The stance of the AKP governments with regard to a number of thorny issue areas has given rise to a number of questions in the minds of the scholars and experts in all parts of the world with respect to the unprecedented level of involvement of Turkey, such as the security situation in Iraq and the special relations developed with the Kurdish north; the Arab-Israeli conflict and the Palestine problem with particular emphasis on the situation in Gaza; the ambiguous nuclear program of Iran and the attempts to mediate between the “P5+1” countries and the Iranian clergy; and the turmoil in Syria and the comprehensive support given to the rebel groups.
Such a situation clearly necessitated a commensurate number of publications that would properly analyze the foreign and security policies of the AKP governments. However, it is difficult to argue that this need was adequately and timely satisfied by the Turkish scholarly and intellectual community, despite the fact that today, when compared to 10 or 15 years ago, there is a large number of scholars, experts as well as intellectuals who display a genuine interest in these subjects. Many of whom are indeed endowed with the necessary capabilities to do so, such as advanced linguistic skills as well as academic degrees in Political Science and International Relations disciplines earned from the world’s leading academic institutions.
Yet, the problem seems to be the insufficient number of comparative studies and empirical research carried out in Turkey, specifically relying on primary sources. These studies would provide a series of sound analyses on the foreign and security policies pursued by the right-wing and left-wing political parties that formed single-party or coalition governments throughout Turkish republican history. Of particular interest would be studies on the Cold War period and on the AKP, which has been in power for over a decade now.
Without an adequate number of such high-caliber studies, much of what can be said and written about the successes or failures of the current AKP government will most likely be devoid of substance. Hence, any scholarly book, which ventures to fill the gap in this area, should in principle bring together a collection of chapters that would base their analyses on solid empirical findings that are based on primary sources and verifiable data that could be accessed via open sources.
That said, the book edited by Dr.
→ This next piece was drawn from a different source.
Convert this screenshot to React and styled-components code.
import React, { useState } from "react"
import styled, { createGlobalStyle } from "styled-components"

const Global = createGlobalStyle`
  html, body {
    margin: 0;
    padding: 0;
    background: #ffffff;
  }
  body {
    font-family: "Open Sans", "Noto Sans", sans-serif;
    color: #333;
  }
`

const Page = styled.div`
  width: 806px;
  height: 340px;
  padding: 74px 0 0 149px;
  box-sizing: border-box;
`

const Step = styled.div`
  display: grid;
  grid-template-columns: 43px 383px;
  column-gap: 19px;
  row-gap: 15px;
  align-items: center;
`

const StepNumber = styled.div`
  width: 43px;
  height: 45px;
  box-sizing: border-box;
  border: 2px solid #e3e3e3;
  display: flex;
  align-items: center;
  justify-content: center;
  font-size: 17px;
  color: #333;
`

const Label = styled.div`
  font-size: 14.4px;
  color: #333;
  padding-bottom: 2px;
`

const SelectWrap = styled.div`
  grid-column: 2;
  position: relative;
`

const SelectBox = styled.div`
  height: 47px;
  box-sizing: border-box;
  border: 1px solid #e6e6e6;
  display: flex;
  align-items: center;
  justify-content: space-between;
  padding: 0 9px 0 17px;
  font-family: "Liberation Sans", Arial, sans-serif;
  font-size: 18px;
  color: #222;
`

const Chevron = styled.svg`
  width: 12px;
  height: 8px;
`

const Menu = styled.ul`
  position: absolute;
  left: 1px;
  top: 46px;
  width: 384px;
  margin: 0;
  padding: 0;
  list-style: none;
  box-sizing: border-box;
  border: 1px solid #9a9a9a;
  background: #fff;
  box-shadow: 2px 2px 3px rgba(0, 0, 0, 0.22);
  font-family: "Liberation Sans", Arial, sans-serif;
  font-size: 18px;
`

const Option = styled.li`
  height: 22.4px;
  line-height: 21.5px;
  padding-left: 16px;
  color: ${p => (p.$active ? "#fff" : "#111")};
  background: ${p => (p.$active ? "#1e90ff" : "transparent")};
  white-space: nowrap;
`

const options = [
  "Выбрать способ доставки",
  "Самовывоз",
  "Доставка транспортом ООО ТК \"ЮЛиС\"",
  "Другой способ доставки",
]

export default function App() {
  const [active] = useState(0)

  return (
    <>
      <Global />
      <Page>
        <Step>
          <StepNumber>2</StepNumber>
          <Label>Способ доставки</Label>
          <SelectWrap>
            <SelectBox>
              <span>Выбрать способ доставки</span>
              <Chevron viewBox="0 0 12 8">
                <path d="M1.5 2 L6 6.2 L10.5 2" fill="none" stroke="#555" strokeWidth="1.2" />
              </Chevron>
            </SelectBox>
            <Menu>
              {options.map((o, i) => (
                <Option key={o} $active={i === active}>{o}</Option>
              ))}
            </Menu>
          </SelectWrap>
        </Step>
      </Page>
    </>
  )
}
Ebru Canan-Sokullu, titled “Debating Security in Turkey: Challenges and Changes in the Twenty-First Century”, despite its good intentions as its starting point and the well-pronounced goals emphasized in the introductory chapter, suffers from the chronic problems in academia stated above.
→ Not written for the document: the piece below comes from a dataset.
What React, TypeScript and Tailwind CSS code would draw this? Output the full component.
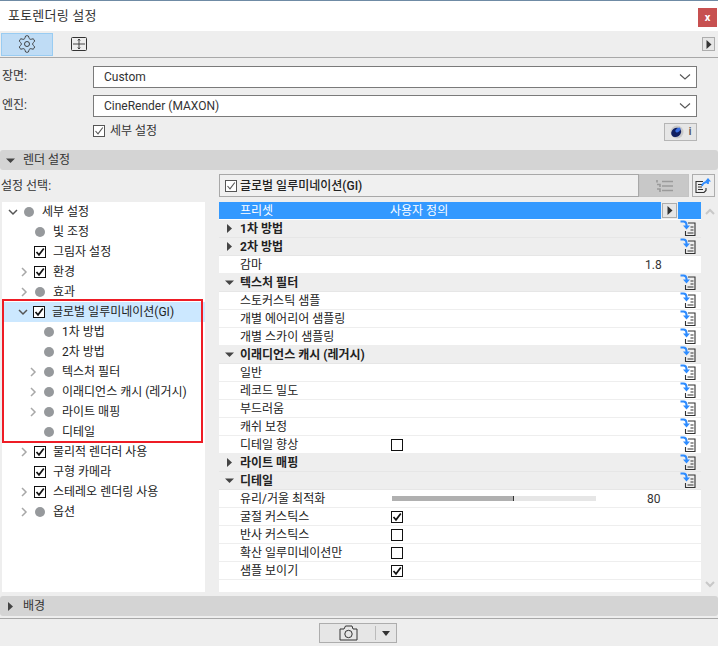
import type { ReactNode } from 'react'

const FONT = "font-['Roboto','Noto_Sans_CJK_KR',sans-serif]"

function CheckBox({ checked, soft }: { checked: boolean; soft?: boolean }) {
	return (
		<span
			className={`flex h-[12px] w-[12px] shrink-0 items-center justify-center border bg-white ${soft ? 'border-[#555555]' : 'border-[#111111]'}`}
		>
			{checked && (
				<svg width="10" height="10" viewBox="0 0 10 10" fill="none">
					<path
						d="M1.5 5 L4 7.8 L8.8 1.5"
						stroke={soft ? '#555555' : '#111111'}
						strokeWidth={soft ? 1.1 : 1.7}
					/>
				</svg>
			)}
		</span>
	)
}

function Dot() {
	return <span className="h-[10px] w-[10px] shrink-0 rounded-full bg-[#96999c]" />
}

function TreeArrow({ open }: { open?: boolean }) {
	return (
		<svg width="10" height="10" viewBox="0 0 10 10" fill="none" className="shrink-0">
			{open ? (
				<path d="M1 3 L5 7 L9 3" stroke="#555555" strokeWidth="1.5" />
			) : (
				<path d="M3 1 L7 5 L3 9" stroke="#a8a8a8" strokeWidth="1.5" />
			)}
		</svg>
	)
}

function Triangle({ open }: { open?: boolean }) {
	return (
		<svg width="9" height="9" viewBox="0 0 9 9" className="shrink-0">
			{open ? <path d="M0 2.5 H9 L4.5 7 Z" fill="#444444" /> : <path d="M2 0 L7 4.5 L2 9 Z" fill="#444444" />}
		</svg>
	)
}

function Caret() {
	return (
		<svg width="12" height="8" viewBox="0 0 12 8" fill="none">
			<path d="M1 1.5 L6 6 L11 1.5" stroke="#555555" strokeWidth="1.1" />
		</svg>
	)
}

function PlayButton({ className }: { className?: string }) {
	return (
		<span className={`flex h-[14px] w-[14px] items-center justify-center border border-[#adadad] bg-[#e6e6e6] ${className ?? ''}`}>
			<svg width="6" height="9" viewBox="0 0 6 9">
				<path d="M0.5 0 L5.5 4.5 L0.5 9 Z" fill="#333333" />
			</svg>
		</span>
	)
}

function OverrideIcon() {
	return (
		<svg width="16" height="17" viewBox="0 0 16 17" fill="none" className="shrink-0">
			<path d="M8 3 H15 V15.5 H5.5 V11" stroke="#333333" strokeWidth="1.1" />
			<path d="M10.5 7 H13.5 M10.5 10 H13.5 M7.5 13 H13.5" stroke="#333333" strokeWidth="1.1" />
			<path d="M0.5 1.5 H3.5 Q6.5 1.5 6.5 5 V6" stroke="#2e8cff" strokeWidth="2" />
			<path d="M3 5.5 H10 L6.5 9.5 Z" fill="#2e8cff" />
		</svg>
	)
}

function Row({ children, value, icon = true }: { children: ReactNode; value?: ReactNode; icon?: boolean }) {
	return (
		<div className="flex h-[18px] items-center border-b border-[#eeeeee] bg-white pr-[5px] pl-[21px]">
			<span className="w-[150px] shrink-0 text-[#222222]">{children}</span>
			<div className="flex min-w-0 flex-1 items-center">{value}</div>
			<span className="w-[16px] shrink-0">{icon && <OverrideIcon />}</span>
		</div>
	)
}

function GroupRow({ label, open }: { label: string; open?: boolean }) {
	return (
		<div className="flex h-[18px] items-center border-b border-[#e6e6e6] bg-[#eeeeee] pr-[5px] pl-[6px]">
			<span className="flex w-[15px] shrink-0">
				<Triangle open={open} />
			</span>
			<span className="flex-1 font-bold text-[#222222]">{label}</span>
			<OverrideIcon />
		</div>
	)
}

function TreeRow({
	label,
	indent,
	arrow,
	open,
	kind,
	selected,
}: {
	label: string
	indent: string
	arrow?: boolean
	open?: boolean
	kind: 'dot' | 'check'
	selected?: boolean
}) {
	return (
		<div className={`flex h-[20px] items-center ${indent} ${selected ? 'bg-[#cce8ff]' : ''}`}>
			<span className="flex w-[15px] shrink-0">{arrow && <TreeArrow open={open} />}</span>
			<span className="flex w-[12px] shrink-0 justify-center">{kind === 'dot' ? <Dot /> : <CheckBox checked />}</span>
			<span className="ml-[7px] whitespace-nowrap text-[#222222]">{label}</span>
		</div>
	)
}

function SelectBox({ text }: { text: string }) {
	return (
		<div className="flex h-[22px] flex-1 items-center justify-between border border-[#7a7a7a] bg-white pr-[5px] pl-[10px] text-[#333333]">
			<span>{text}</span>
			<Caret />
		</div>
	)
}

function SectionBar({ label, open }: { label: string; open?: boolean }) {
	return (
		<div className="flex h-[20px] items-center rounded-[3px] bg-[#d4d4d4] pl-[6px]">
			<span className="flex w-[17px] shrink-0">
				<Triangle open={open} />
			</span>
			<span className="text-[#333333]">{label}</span>
		</div>
	)
}

export default function App() {
	return (
		<div className={`${FONT} relative h-[646px] w-[718px] overflow-hidden bg-[#eeeeee] text-[12px] leading-none`}>
			{/* Title bar */}
			<div className="flex h-[31px] items-start justify-between border-t border-[#6f8ba5] bg-white pl-[8px]">
				<span className="mt-[8px] text-[13px] tracking-[0.2px] text-[#333333]">포토렌더링 설정</span>
				<span className="mt-[7px] mr-[1px] flex h-[19px] w-[19px] items-center justify-center bg-[#c75050] text-[11px] font-bold text-white">
					x
				</span>
			</div>

			{/* Toolbar */}
			<div className="flex h-[27px] items-center border-b border-[#a8a8a8] pr-[1px] pl-[1px]">
				<div className="flex h-[23px] w-[52px] items-center justify-center border border-[#99ccf2] bg-[#bfdcf5]">
					<svg width="20" height="20" viewBox="0 0 24 24" fill="none" stroke="#333333" strokeWidth="1.1">
						<path d="M12.22 2h-.44a2 2 0 0 0-2 2v.18a2 2 0 0 1-1 1.73l-.43.25a2 2 0 0 1-2 0l-.15-.08a2 2 0 0 0-2.73.73l-.22.38a2 2 0 0 0 .73 2.73l.15.1a2 2 0 0 1 1 1.72v.51a2 2 0 0 1-1 1.74l-.15.09a2 2 0 0 0-.73 2.73l.22.38a2 2 0 0 0 2.73.73l.15-.08a2 2 0 0 1 2 0l.43.25a2 2 0 0 1 1 1.73V20a2 2 0 0 0 2 2h.44a2 2 0 0 0 2-2v-.18a2 2 0 0 1 1-1.73l.43-.25a2 2 0 0 1 2 0l.15.08a2 2 0 0 0 2.73-.73l.22-.39a2 2 0 0 0-.73-2.73l-.15-.08a2 2 0 0 1-1-1.74v-.5a2 2 0 0 1 1-1.74l.15-.09a2 2 0 0 0 .73-2.73l-.22-.38a2 2 0 0 0-2.73-.73l-.15.08a2 2 0 0 1-2 0l-.43-.25a2 2 0 0 1-1-1.73V4a2 2 0 0 0-2-2z" />
						<circle cx="12" cy="12" r="3" />
					</svg>
				</div>
				<div className="flex h-[23px] w-[52px] items-center justify-center">
					<svg width="16" height="14" viewBox="0 0 16 14" fill="none" stroke="#333333">
						<rect x="0.5" y="0.5" width="15" height="13" rx="1" />
						<path d="M8 2 V12 M2 7 H14 M6.8 3.5 L8 2 L9.2 3.5 M6.8 10.5 L8 12 L9.2 10.5" strokeWidth="0.9" />
					</svg>
				</div>
				<div className="flex-1" />
				<PlayButton className="mr-[2px] !h-[14px] !w-[13px]" />
			</div>

			{/* Scene and engine */}
			<div className="flex flex-col gap-[7px] pt-[8px] pr-[21px] pl-[2px]">
				<div className="flex items-center">
					<span className="mb-[2px] w-[91px] text-[#333333]">장면:</span>
					<SelectBox text="Custom" />
				</div>
				<div className="flex items-center">
					<span className="mb-[2px] w-[91px] text-[#333333]">엔진:</span>
					<SelectBox text="CineRender (MAXON)" />
				</div>
			</div>
			<div className="mt-[5px] flex h-[20px] items-center pr-[21px] pl-[93px]">
				<div className="mb-[2px] flex items-center">
					<CheckBox checked soft />
					<span className="ml-[5px] text-[#333333]">세부 설정</span>
				</div>
				<div className="flex-1" />
				<div className="flex h-[18px] w-[33px] items-center justify-center gap-[5px] border border-[#b5b5b5] bg-[#e6e6e6]">
					<svg width="14" height="14" viewBox="0 0 14 14" className="shrink-0">
						<circle cx="7" cy="7" r="6.5" fill="#c9c9c9" />
						<ellipse cx="6.2" cy="7.4" rx="5.2" ry="4.4" transform="rotate(-35 6.2 7.4)" fill="#101f60" />
						<ellipse cx="8" cy="5" rx="3" ry="1.8" transform="rotate(-35 8 5)" fill="#3a6ee0" />
					</svg>
					<span className="text-[10px] font-bold text-[#555555]">i</span>
				</div>
			</div>

			{/* Render settings */}
			<div className="mt-[8px]">
				<SectionBar label="렌더 설정" open />
			</div>
			<div className="mt-[4px] flex h-[23px] items-center pl-[1px]">
				<span className="w-[218px] text-[#333333]">설정 선택:</span>
				<div className="flex h-[23px] w-[420px] items-center border border-[#a8a8a8] bg-[#f0f0f0] pl-[5px]">
					<CheckBox checked soft />
					<span className="ml-[3px] font-medium text-[#222222]">글로벌 일루미네이션(GI)</span>
				</div>
				<div className="flex h-[23px] w-[50px] items-center justify-center border border-[#c4c4c4] bg-[#c8c8c8]">
					<svg width="17" height="12" viewBox="0 0 17 12" fill="none" stroke="#9a9a9a" strokeWidth="1.6">
						<path d="M6 1.5 H17 M6 6 H17 M6 10.5 H17 M1 0 V2.5 M1 4.5 H4 V7 M1 9 H4 V12" />
					</svg>
				</div>
				<div className="ml-[3px] flex h-[23px] w-[23px] items-center justify-center border border-[#adadad] bg-[#eeeeee]">
					<svg width="17" height="17" viewBox="0 0 17 17" fill="none">
						<path d="M8 4.5 H1 V15.5 H9 L11 13.5 V11" stroke="#333333" strokeWidth="1.1" />
						<path d="M3 7.5 H7 M3 10 H7 M3 12.5 H8" stroke="#333333" />
						<path d="M7 9 Q8 5 13 5 V7" stroke="#2e8cff" strokeWidth="1.8" />
						<path d="M10 4.5 L13 1 L16 4.5 Z" fill="#2e8cff" />
					</svg>
				</div>
			</div>

			{/* Tree and parameter table */}
			<div className="mt-[5px] flex h-[390px]">
				<div className="relative ml-[2px] h-full w-[203px] bg-white">
					<TreeRow label="세부 설정" indent="pl-[6px]" arrow open kind="dot" />
					<TreeRow label="빛 조정" indent="pl-[17px]" kind="dot" />
					<TreeRow label="그림자 설정" indent="pl-[17px]" kind="check" />
					<TreeRow label="환경" indent="pl-[17px]" arrow kind="check" />
					<TreeRow label="효과" indent="pl-[17px]" arrow kind="dot" />
					<TreeRow label="글로벌 일루미네이션(GI)" indent="pl-[16px]" arrow open kind="check" selected />
					<TreeRow label="1차 방법" indent="pl-[26px]" kind="dot" />
					<TreeRow label="2차 방법" indent="pl-[26px]" kind="dot" />
					<TreeRow label="텍스처 필터" indent="pl-[26px]" arrow kind="dot" />
					<TreeRow label="이래디언스 캐시 (레거시)" indent="pl-[26px]" arrow kind="dot" />
					<TreeRow label="라이트 매핑" indent="pl-[26px]" arrow kind="dot" />
					<TreeRow label="디테일" indent="pl-[26px]" kind="dot" />
					<TreeRow label="물리적 렌더러 사용" indent="pl-[17px]" arrow kind="check" />
					<TreeRow label="구형 카메라" indent="pl-[17px]" kind="check" />
					<TreeRow label="스테레오 렌더링 사용" indent="pl-[17px]" arrow kind="check" />
					<TreeRow label="옵션" indent="pl-[17px]" arrow kind="dot" />
					{/* annotation box laid over the tree */}
					<div className="absolute top-[97px] left-0 h-[144px] w-[201px] border-2 border-[#ee1c25]" />
				</div>

				<div className="ml-[14px] h-full w-[482px] bg-white">
					<div className="mb-[1px] flex h-[17px] items-center bg-[#3399ff] pl-[21px] text-white">
						<span className="w-[150px] shrink-0">프리셋</span>
						<span className="flex-1">사용자 정의</span>
						<span className="flex h-[17px] items-center bg-[#eeeeee] px-px">
							<PlayButton className="!h-[15px] !w-[15px]" />
						</span>
						<span className="w-[23px]" />
					</div>
					<GroupRow label="1차 방법" />
					<GroupRow label="2차 방법" />
					<Row icon={false} value={<span className="ml-[255px] text-[#333333]">1.8</span>}>
						감마
					</Row>
					<GroupRow label="텍스처 필터" open />
					<Row>스토커스틱 샘플</Row>
					<Row>개별 에어리어 샘플링</Row>
					<Row>개별 스카이 샘플링</Row>
					<GroupRow label="이래디언스 캐시 (레거시)" open />
					<Row>일반</Row>
					<Row>레코드 밀도</Row>
					<Row>부드러움</Row>
					<Row>캐쉬 보정</Row>
					<Row value={<span className="ml-[1px]"><CheckBox checked={false} /></span>}>디테일 향상</Row>
					<GroupRow label="라이트 매핑" />
					<GroupRow label="디테일" open />
					<Row
						icon={false}
						value={
							<div className="ml-[2px] flex items-center">
								<div className="flex h-[5px] w-[204px]">
									<div className="w-[121px] bg-[#b0b0b0]" />
									<div className="w-[1px] bg-[#333333]" />
									<div className="flex-1 bg-[#e6e6e6]" />
								</div>
								<span className="ml-[51px] text-[#333333]">80</span>
							</div>
						}
					>
						유리/거울 최적화
					</Row>
					<Row icon={false} value={<span className="ml-[1px]"><CheckBox checked /></span>}>굴절 커스틱스</Row>
					<Row icon={false} value={<span className="ml-[1px]"><CheckBox checked={false} /></span>}>반사 커스틱스</Row>
					<Row icon={false} value={<span className="ml-[1px]"><CheckBox checked={false} /></span>}>확산 일루미네이션만</Row>
					<Row icon={false} value={<span className="ml-[1px]"><CheckBox checked /></span>}>샘플 보이기</Row>
				</div>

				<div className="flex h-full flex-1 flex-col items-center justify-between pt-[6px] pb-[4px]">
					<svg width="10" height="7" viewBox="0 0 10 7" fill="none">
						<path d="M1 6 L5 2 L9 6" stroke="#c8c8c8" strokeWidth="2" />
					</svg>
					<svg width="10" height="7" viewBox="0 0 10 7" fill="none">
						<path d="M1 1 L5 5 L9 1" stroke="#c8c8c8" strokeWidth="2" />
					</svg>
				</div>
			</div>

			{/* Background section */}
			<div className="mt-[4px]">
				<SectionBar label="배경" />
			</div>

			{/* Footer */}
			<div className="mt-[2px] flex justify-center border-t border-[#a8a8a8] pt-[4px] pr-[2px]">
				<div className="flex h-[20px] w-[78px] items-center border border-[#adadad] bg-[#e6e6e6]">
					<span className="flex flex-1 justify-center pl-[2px]">
						<svg width="19" height="16" viewBox="0 0 19 16" fill="none" stroke="#333333">
							<path d="M1 4 H5 L6.5 1 H13 L14 4 H18 V15 H1 Z" />
							<circle cx="9.5" cy="9" r="3.7" />
						</svg>
					</span>
					<span className="h-[14px] w-px bg-[#bbbbbb]" />
					<span className="flex w-[20px] justify-center">
						<svg width="8" height="5" viewBox="0 0 8 5">
							<path d="M0 0 H8 L4 5 Z" fill="#333333" />
						</svg>
					</span>
				</div>
			</div>
		</div>
	)
}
The book consists of a total of 18 chapters, including the Introduction and the Conclusion, which is indeed more than the average number of chapters in edited books of this genre. Yet, unsurprising due to the peculiar conditions of Turkey being a country situated at the crossroad of (southeastern) Europe, (western) Asia, and the Middle East, as well as having strategic relations with the United States, to say the least. As such, the book aims at offering a comprehensive coverage of the principal issue areas that mainly concern the policy-makers as well as scholars and experts both inside and outside of Turkey, and thus deserves credit with respect to its overall objective.
However, the extent as well as the depth of the coverage of the particular issues that the individual chapters are supposed to deal with generally fails in providing the reader with a satisfactory level of understanding of the various dimensions of the subject matter discussed in the chapters. There are a number of reasons for this that can be stated here.
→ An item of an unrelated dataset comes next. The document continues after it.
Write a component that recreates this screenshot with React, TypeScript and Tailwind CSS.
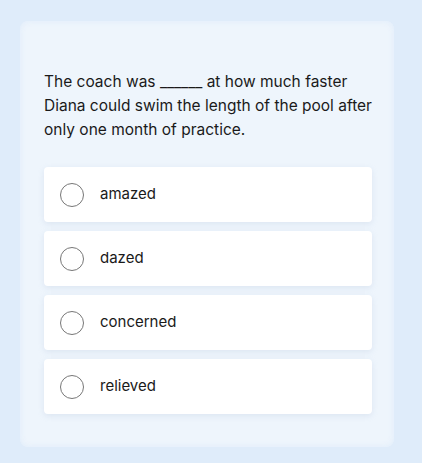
import React from "react";

const options = ["amazed", "dazed", "concerned", "relieved"];

export default function App() {
  return (
    <div
      className="w-[422px] h-[463px] bg-[#dfecfa] pt-[21px] pl-[20px]"
      style={{ fontFamily: "Inter, 'Noto Sans', sans-serif" }}
    >
      <div className="w-[374px] h-[426px] rounded-[8px] bg-[#eef5fc] shadow-[inset_0_0_6px_rgba(220,234,250,0.8)] pl-[24px] pt-[49px]">
        <p className="w-[336px] text-[15.5px] leading-[24px] text-[#1a1a1a]">
          The coach was ______ at how much faster Diana could swim the length of the pool after only one month of practice.
        </p>
        <div className="mt-[25px] flex flex-col gap-[9px]">
          {options.map((o) => (
            <div
              key={o}
              className="h-[55px] w-[328px] rounded-[4px] bg-white shadow-[0_2px_6px_rgba(150,170,200,0.2)] flex items-center pl-[16px]"
            >
              <span className="w-[24px] h-[24px] rounded-full border border-[#777] bg-white" />
              <span className="ml-[16px] text-[15px] text-[#1a1a1a]">{o}</span>
            </div>
          ))}
        </div>
      </div>
    </div>
  );
}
First of all, the book, as mentioned by the editor in the acknowledgments, stands as a proceeding of an international conference held in Istanbul in 2010. The limitations with respect to the scope as well as the content of presentations made during such conferences are well-known in academia. It is also a well-known fact that the process of converting presentations into elaborate book chapters requires an enormous amount of work to be done by the editors and the authors alike, in order to produce a coherent volume that has conceptual integrity. In that sense, this book does not give such an impression for most of the chapters, some of whose authors, with the exception of Özlem Tür, did not seem to have cared about the need for revisions despite a series of dramatic developments that have taken place, over the last two years. A number of issues that are covered in their work should have been updated, such as the deterioration of relations with Iraq and also Iran as a result of the turmoil in Syria, which called into question the success and the prominence of the “zero conflict with neighbors” doctrine governing Turkish foreign policy during most of the AKP governments. Morever, this policy is praised in almost every chapter of the book and may seem anachronistic to the reader today.
Second, the title of the book “Debating Security in Turkey” suggests that it will consist of chapters that will offer contending approaches to major issues in Turkish foreign and security policy areas presenting the pros and cons of the issues covered in the volume by way of providing a platform for an informed debate that would enlighten the readers so as to let them draw their own conclusions. However, it seems that most, if not all of the contributors are very much like-minded in their approaches. Apparently, most of these authors seem to adopt the “securitization” rhetoric that dominated the IR academic discipline following the end of the Cold War in Western Europe, particularly in the Nordic countries. Notwithstanding the relaxation in the security realm in that part of the world, Turkey and its immediate neighborhood had to go through very difficult years in dealing with intra-state as well as interstate conflicts, whose impact on the foreign and security policies pursued by the governments during the Cold War and also throughout the 1990s is oversimplified and understated in most of the chapters. The tone of criticism of the policies adopted by the governments before the AKP is as if Turkey was the only country in the world that adopted a hard security approach in its relations with its neighbors that belonged to the Eastern Bloc or were in close relations with the Soviet Union. There is of course room for criticism, in retrospect, of the policies then adopted under the peculiar conditions of the Cold War and its immediate aftermath. But, for the sake of presenting a solid academic analysis, elements of continuity and change should have been properly taken into consideration in the chapters.
Third, in connection with the second, the authors do not seem to have paid much attention to basing their analyses on primary sources, which could have been in the form of referring to archives or original official documents that were revealed to the public or in the form of memoirs or even interviews that were published by those who were in the decision-making posts in the previous governments. The lack of primary sources makes the chapters devoid of substance that would otherwise initiate a debate in academia and also in the public domain with their findings and prepositions revealing new information. On the contrary, most of these articles look more like journalistic writings, as if the authors were asked to comment on a number of issues in a very short period. Therefore, most of the chapters fall short of providing the reader with enough data and evidence that would support the authors’ criticisms of the policies of the previous governments or the praises of the current AKP government.